** START DATASET CONTENT **

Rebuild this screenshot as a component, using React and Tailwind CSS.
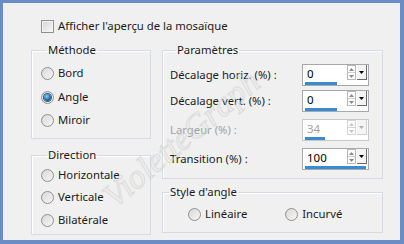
import React from 'react';

const font = { fontFamily: '"Noto Sans", "Open Sans", sans-serif' };

function Radio({ checked }) {
    return (
        <div className="w-[13px] h-[13px] rounded-full border border-[#8f8f8f] bg-[linear-gradient(135deg,#d8d8d8,#f6f6f6)] flex items-center justify-center shrink-0">
            {checked && (
                <div className="w-[7px] h-[7px] rounded-full bg-[radial-gradient(circle_at_40%_35%,#8fd0f8,#1f6ea4_55%,#0b3f63)] ring-1 ring-[#2b5f86]"></div>
            )}
        </div>
    );
}

function Option({ label, checked, className }) {
    return (
        <div className={"flex items-center h-[16px] " + (className || '')}>
            <Radio checked={checked} />
            <span className="ml-[4px] text-[11.3px] text-[#1a1a1a]">{label}</span>
        </div>
    );
}

function SpinField({ value, bar, disabled }) {
    return (
        <div className={"w-[67px] h-[22px] border bg-white flex flex-col " + (disabled ? 'border-[#c8c8c8]' : 'border-[#a6a8ad]')}>
            <div className="flex items-start h-[16px]">
                <span className={"ml-[4px] mt-[1px] text-[11.5px] leading-[15px] flex-1 " + (disabled ? 'text-[#a0a0a0]' : 'text-black')}>{value}</span>
                <div className={"w-[9px] h-[15px] border flex flex-col " + (disabled ? 'border-[#d6d6d6]' : 'border-[#b9b9b9]')}>
                    <div className="flex-1 flex items-center justify-center border-b border-[#d0d0d0]">
                        <svg width="5" height="3" viewBox="0 0 5 3"><path d="M0 3 L2.5 0 L5 3 Z" fill={disabled ? '#c4c4c4' : '#8a8a8a'} /></svg>
                    </div>
                    <div className="flex-1 flex items-center justify-center">
                        <svg width="5" height="3" viewBox="0 0 5 3"><path d="M0 0 L2.5 3 L5 0 Z" fill={disabled ? '#c4c4c4' : '#8a8a8a'} /></svg>
                    </div>
                </div>
                <div className={"ml-[1px] mr-[1px] w-[10px] h-[15px] border-r border-b flex items-center justify-center bg-[#f4f4f4] " + (disabled ? 'border-[#d0d0d0]' : 'border-[#6a6a6a]')}>
                    <svg width="5" height="3" viewBox="0 0 5 3"><path d="M0 0 L2.5 3 L5 0 Z" fill={disabled ? '#b0b0b0' : '#000'} /></svg>
                </div>
            </div>
            <div className="h-[3px] mt-[1px] ml-[2px] bg-[#3b8bd0]" style={{ width: bar }}></div>
        </div>
    );
}

function ParamRow({ label, value, bar, disabled, className }) {
    return (
        <div className={"flex items-center justify-between " + (className || '')}>
            <span className={"text-[11.3px] " + (disabled ? 'text-[#a0a0a0]' : 'text-[#1a1a1a]')}>{label}</span>
            <SpinField value={value} bar={bar} disabled={disabled} />
        </div>
    );
}

function Group({ title, className, children }) {
    return (
        <fieldset className={"border border-[#d5dbe0] shadow-[inset_1px_1px_0_#fff] " + (className || '')}>
            <legend className="ml-[6px] px-[1px] text-[11.3px] leading-[16px] text-[#1a1a1a]">{title}</legend>
            {children}
        </fieldset>
    );
}

export default function App() {
    return (
        <div className="relative w-[404px] h-[244px] overflow-hidden border-[3px] border-b-4 border-r-4 border-[#6b8cc5] bg-[#f0f0f0]" style={font}>
            <div className="pt-[15px] pl-[38px] flex items-center h-[31px]">
                <div className="w-[13px] h-[13px] border border-[#8e8f8f] bg-[linear-gradient(135deg,#d4d4d4,#f8f8f8)] shadow-[inset_0_0_0_1px_#f4f4f4]"></div>
                <span className="ml-[4px] text-[11.3px] text-[#1a1a1a]">Afficher l'aperçu de la mosaïque</span>
            </div>

            <div className="mt-[8px] pl-[28px] flex gap-[11px]">
                <div className="w-[120px] flex flex-col gap-[8px]">
                    <Group title="Méthode" className="h-[97px] pl-[9px]">
                        <Option label="Bord" className="mt-[7px]" />
                        <Option label="Angle" checked className="mt-[8px]" />
                        <Option label="Miroir" className="mt-[7px]" />
                    </Group>
                    <Group title="Direction" className="h-[88px] pl-[9px]">
                        <Option label="Horizontale" className="mt-[4px]" />
                        <Option label="Verticale" className="mt-[6px]" />
                        <Option label="Bilatérale" className="mt-[7px]" />
                    </Group>
                </div>

                <div className="w-[221px] flex flex-col gap-[5px]">
                    <Group title="Paramètres" className="h-[137px] pl-[7px] pr-[13px]">
                        <ParamRow label="Décalage horiz. (%) :" value="0" bar="32px" className="mt-[6px]" />
                        <ParamRow label="Décalage vert. (%) :" value="0" bar="32px" className="mt-[4px]" />
                        <ParamRow label="Largeur (%) :" value="34" bar="20px" disabled className="mt-[7px]" />
                        <ParamRow label="Transition (%) :" value="100" bar="61px" className="mt-[7px]" />
                    </Group>
                    <Group title="Style d'angle" className="h-[49px]">
                        <div className="flex items-center mt-[6px]">
                            <Option label="Linéaire" className="ml-[25px]" />
                            <Option label="Incurvé" className="ml-[38px]" />
                        </div>
                    </Group>
                </div>
            </div>

            <div
                className="pointer-events-none absolute left-[82px] top-[110px] -rotate-[40deg] text-[34px] italic text-transparent [-webkit-text-stroke:1px_#cfcfcf] opacity-60"
                style={{ fontFamily: '"Liberation Serif", serif' }}
            >
                VioletteGraph
            </div>
        </div>
    );
}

** END DATASET CONTENT **

Images should not appear in the copy; retype the listing above exactly.

Rebuild this screenshot as a component, using React and Tailwind CSS.
import React from 'react';

const font = { fontFamily: '"Noto Sans", "Open Sans", sans-serif' };

function Radio({ checked }) {
    return (
        <div className="w-[13px] h-[13px] rounded-full border border-[#8f8f8f] bg-[linear-gradient(135deg,#d8d8d8,#f6f6f6)] flex items-center justify-center shrink-0">
            {checked && (
                <div className="w-[7px] h-[7px] rounded-full bg-[radial-gradient(circle_at_40%_35%,#8fd0f8,#1f6ea4_55%,#0b3f63)] ring-1 ring-[#2b5f86]"></div>
            )}
        </div>
    );
}

function Option({ label, checked, className }) {
    return (
        <div className={"flex items-center h-[16px] " + (className || '')}>
            <Radio checked={checked} />
            <span className="ml-[4px] text-[11.3px] text-[#1a1a1a]">{label}</span>
        </div>
    );
}

function SpinField({ value, bar, disabled }) {
    return (
        <div className={"w-[67px] h-[22px] border bg-white flex flex-col " + (disabled ? 'border-[#c8c8c8]' : 'border-[#a6a8ad]')}>
            <div className="flex items-start h-[16px]">
                <span className={"ml-[4px] mt-[1px] text-[11.5px] leading-[15px] flex-1 " + (disabled ? 'text-[#a0a0a0]' : 'text-black')}>{value}</span>
                <div className={"w-[9px] h-[15px] border flex flex-col " + (disabled ? 'border-[#d6d6d6]' : 'border-[#b9b9b9]')}>
                    <div className="flex-1 flex items-center justify-center border-b border-[#d0d0d0]">
                        <svg width="5" height="3" viewBox="0 0 5 3"><path d="M0 3 L2.5 0 L5 3 Z" fill={disabled ? '#c4c4c4' : '#8a8a8a'} /></svg>
                    </div>
                    <div className="flex-1 flex items-center justify-center">
                        <svg width="5" height="3" viewBox="0 0 5 3"><path d="M0 0 L2.5 3 L5 0 Z" fill={disabled ? '#c4c4c4' : '#8a8a8a'} /></svg>
                    </div>
                </div>
                <div className={"ml-[1px] mr-[1px] w-[10px] h-[15px] border-r border-b flex items-center justify-center bg-[#f4f4f4] " + (disabled ? 'border-[#d0d0d0]' : 'border-[#6a6a6a]')}>
                    <svg width="5" height="3" viewBox="0 0 5 3"><path d="M0 0 L2.5 3 L5 0 Z" fill={disabled ? '#b0b0b0' : '#000'} /></svg>
                </div>
            </div>
            <div className="h-[3px] mt-[1px] ml-[2px] bg-[#3b8bd0]" style={{ width: bar }}></div>
        </div>
    );
}

function ParamRow({ label, value, bar, disabled, className }) {
    return (
        <div className={"flex items-center justify-between " + (className || '')}>
            <span className={"text-[11.3px] " + (disabled ? 'text-[#a0a0a0]' : 'text-[#1a1a1a]')}>{label}</span>
            <SpinField value={value} bar={bar} disabled={disabled} />
        </div>
    );
}

function Group({ title, className, children }) {
    return (
        <fieldset className={"border border-[#d5dbe0] shadow-[inset_1px_1px_0_#fff] " + (className || '')}>
            <legend className="ml-[6px] px-[1px] text-[11.3px] leading-[16px] text-[#1a1a1a]">{title}</legend>
            {children}
        </fieldset>
    );
}

export default function App() {
    return (
        <div className="relative w-[404px] h-[244px] overflow-hidden border-[3px] border-b-4 border-r-4 border-[#6b8cc5] bg-[#f0f0f0]" style={font}>
            <div className="pt-[15px] pl-[38px] flex items-center h-[31px]">
                <div className="w-[13px] h-[13px] border border-[#8e8f8f] bg-[linear-gradient(135deg,#d4d4d4,#f8f8f8)] shadow-[inset_0_0_0_1px_#f4f4f4]"></div>
                <span className="ml-[4px] text-[11.3px] text-[#1a1a1a]">Afficher l'aperçu de la mosaïque</span>
            </div>

            <div className="mt-[8px] pl-[28px] flex gap-[11px]">
                <div className="w-[120px] flex flex-col gap-[8px]">
                    <Group title="Méthode" className="h-[97px] pl-[9px]">
                        <Option label="Bord" className="mt-[7px]" />
                        <Option label="Angle" checked className="mt-[8px]" />
                        <Option label="Miroir" className="mt-[7px]" />
                    </Group>
                    <Group title="Direction" className="h-[88px] pl-[9px]">
                        <Option label="Horizontale" className="mt-[4px]" />
                        <Option label="Verticale" className="mt-[6px]" />
                        <Option label="Bilatérale" className="mt-[7px]" />
                    </Group>
                </div>

                <div className="w-[221px] flex flex-col gap-[5px]">
                    <Group title="Paramètres" className="h-[137px] pl-[7px] pr-[13px]">
                        <ParamRow label="Décalage horiz. (%) :" value="0" bar="32px" className="mt-[6px]" />
                        <ParamRow label="Décalage vert. (%) :" value="0" bar="32px" className="mt-[4px]" />
                        <ParamRow label="Largeur (%) :" value="34" bar="20px" disabled className="mt-[7px]" />
                        <ParamRow label="Transition (%) :" value="100" bar="61px" className="mt-[7px]" />
                    </Group>
                    <Group title="Style d'angle" className="h-[49px]">
                        <div className="flex items-center mt-[6px]">
                            <Option label="Linéaire" className="ml-[25px]" />
                            <Option label="Incurvé" className="ml-[38px]" />
                        </div>
                    </Group>
                </div>
            </div>

            <div
                className="pointer-events-none absolute left-[82px] top-[110px] -rotate-[40deg] text-[34px] italic text-transparent [-webkit-text-stroke:1px_#cfcfcf] opacity-60"
                style={{ fontFamily: '"Liberation Serif", serif' }}
            >
                VioletteGraph
            </div>
        </div>
    );
}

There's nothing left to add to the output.